↓
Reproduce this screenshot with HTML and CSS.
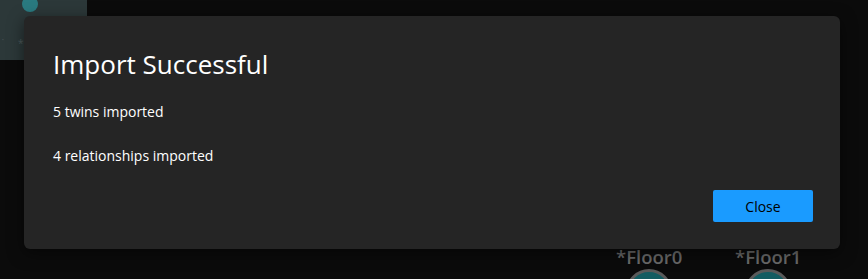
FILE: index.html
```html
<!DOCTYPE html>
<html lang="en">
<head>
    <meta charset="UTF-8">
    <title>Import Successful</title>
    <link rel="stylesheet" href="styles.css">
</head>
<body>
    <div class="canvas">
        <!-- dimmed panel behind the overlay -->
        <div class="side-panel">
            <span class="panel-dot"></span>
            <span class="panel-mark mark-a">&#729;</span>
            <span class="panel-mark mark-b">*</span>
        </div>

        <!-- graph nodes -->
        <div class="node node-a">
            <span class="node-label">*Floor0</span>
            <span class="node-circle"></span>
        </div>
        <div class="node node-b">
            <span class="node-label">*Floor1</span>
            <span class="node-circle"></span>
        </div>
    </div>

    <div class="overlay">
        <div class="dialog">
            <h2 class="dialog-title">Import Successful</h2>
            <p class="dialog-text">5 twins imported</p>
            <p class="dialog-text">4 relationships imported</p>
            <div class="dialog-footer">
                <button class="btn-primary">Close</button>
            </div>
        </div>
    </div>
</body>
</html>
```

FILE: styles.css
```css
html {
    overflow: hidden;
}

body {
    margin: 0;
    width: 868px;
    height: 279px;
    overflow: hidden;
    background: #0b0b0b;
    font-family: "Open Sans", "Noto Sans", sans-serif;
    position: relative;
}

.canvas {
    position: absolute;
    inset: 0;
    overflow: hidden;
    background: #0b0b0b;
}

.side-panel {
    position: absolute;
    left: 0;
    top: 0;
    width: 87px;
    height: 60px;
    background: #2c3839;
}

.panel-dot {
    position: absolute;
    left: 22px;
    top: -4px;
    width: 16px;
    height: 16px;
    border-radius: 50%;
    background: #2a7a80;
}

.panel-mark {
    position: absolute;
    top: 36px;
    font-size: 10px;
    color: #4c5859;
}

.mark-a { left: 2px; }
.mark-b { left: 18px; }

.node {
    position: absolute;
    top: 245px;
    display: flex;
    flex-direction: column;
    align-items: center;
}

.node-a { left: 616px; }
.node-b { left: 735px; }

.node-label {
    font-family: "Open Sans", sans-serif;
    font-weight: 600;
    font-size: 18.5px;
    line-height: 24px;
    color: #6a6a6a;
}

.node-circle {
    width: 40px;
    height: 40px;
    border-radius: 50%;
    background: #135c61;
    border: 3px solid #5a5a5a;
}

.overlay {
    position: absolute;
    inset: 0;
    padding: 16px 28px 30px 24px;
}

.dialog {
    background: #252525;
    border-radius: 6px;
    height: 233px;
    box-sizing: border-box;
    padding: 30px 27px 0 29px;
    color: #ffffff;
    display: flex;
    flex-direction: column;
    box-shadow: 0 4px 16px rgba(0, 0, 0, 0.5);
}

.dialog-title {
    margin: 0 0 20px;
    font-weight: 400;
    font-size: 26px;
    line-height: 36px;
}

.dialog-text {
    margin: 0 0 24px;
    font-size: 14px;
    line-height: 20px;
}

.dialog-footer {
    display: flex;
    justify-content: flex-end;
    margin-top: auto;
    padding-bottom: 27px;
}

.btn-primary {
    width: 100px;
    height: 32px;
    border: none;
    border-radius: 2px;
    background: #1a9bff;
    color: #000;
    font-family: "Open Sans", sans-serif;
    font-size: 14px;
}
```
↑
Except for the pictures, copy the material above exactly.

Answer for the task
Reproduce this screenshot with HTML and CSS.
FILE: index.html
```html
<!DOCTYPE html>
<html lang="en">
<head>
    <meta charset="UTF-8">
    <title>Import Successful</title>
    <link rel="stylesheet" href="styles.css">
</head>
<body>
    <div class="canvas">
        <!-- dimmed panel behind the overlay -->
        <div class="side-panel">
            <span class="panel-dot"></span>
            <span class="panel-mark mark-a">&#729;</span>
            <span class="panel-mark mark-b">*</span>
        </div>

        <!-- graph nodes -->
        <div class="node node-a">
            <span class="node-label">*Floor0</span>
            <span class="node-circle"></span>
        </div>
        <div class="node node-b">
            <span class="node-label">*Floor1</span>
            <span class="node-circle"></span>
        </div>
    </div>

    <div class="overlay">
        <div class="dialog">
            <h2 class="dialog-title">Import Successful</h2>
            <p class="dialog-text">5 twins imported</p>
            <p class="dialog-text">4 relationships imported</p>
            <div class="dialog-footer">
                <button class="btn-primary">Close</button>
            </div>
        </div>
    </div>
</body>
</html>
```

FILE: styles.css
```css
html {
    overflow: hidden;
}

body {
    margin: 0;
    width: 868px;
    height: 279px;
    overflow: hidden;
    background: #0b0b0b;
    font-family: "Open Sans", "Noto Sans", sans-serif;
    position: relative;
}

.canvas {
    position: absolute;
    inset: 0;
    overflow: hidden;
    background: #0b0b0b;
}

.side-panel {
    position: absolute;
    left: 0;
    top: 0;
    width: 87px;
    height: 60px;
    background: #2c3839;
}

.panel-dot {
    position: absolute;
    left: 22px;
    top: -4px;
    width: 16px;
    height: 16px;
    border-radius: 50%;
    background: #2a7a80;
}

.panel-mark {
    position: absolute;
    top: 36px;
    font-size: 10px;
    color: #4c5859;
}

.mark-a { left: 2px; }
.mark-b { left: 18px; }

.node {
    position: absolute;
    top: 245px;
    display: flex;
    flex-direction: column;
    align-items: center;
}

.node-a { left: 616px; }
.node-b { left: 735px; }

.node-label {
    font-family: "Open Sans", sans-serif;
    font-weight: 600;
    font-size: 18.5px;
    line-height: 24px;
    color: #6a6a6a;
}

.node-circle {
    width: 40px;
    height: 40px;
    border-radius: 50%;
    background: #135c61;
    border: 3px solid #5a5a5a;
}

.overlay {
    position: absolute;
    inset: 0;
    padding: 16px 28px 30px 24px;
}

.dialog {
    background: #252525;
    border-radius: 6px;
    height: 233px;
    box-sizing: border-box;
    padding: 30px 27px 0 29px;
    color: #ffffff;
    display: flex;
    flex-direction: column;
    box-shadow: 0 4px 16px rgba(0, 0, 0, 0.5);
}

.dialog-title {
    margin: 0 0 20px;
    font-weight: 400;
    font-size: 26px;
    line-height: 36px;
}

.dialog-text {
    margin: 0 0 24px;
    font-size: 14px;
    line-height: 20px;
}

.dialog-footer {
    display: flex;
    justify-content: flex-end;
    margin-top: auto;
    padding-bottom: 27px;
}

.btn-primary {
    width: 100px;
    height: 32px;
    border: none;
    border-radius: 2px;
    background: #1a9bff;
    color: #000;
    font-family: "Open Sans", sans-serif;
    font-size: 14px;
}
```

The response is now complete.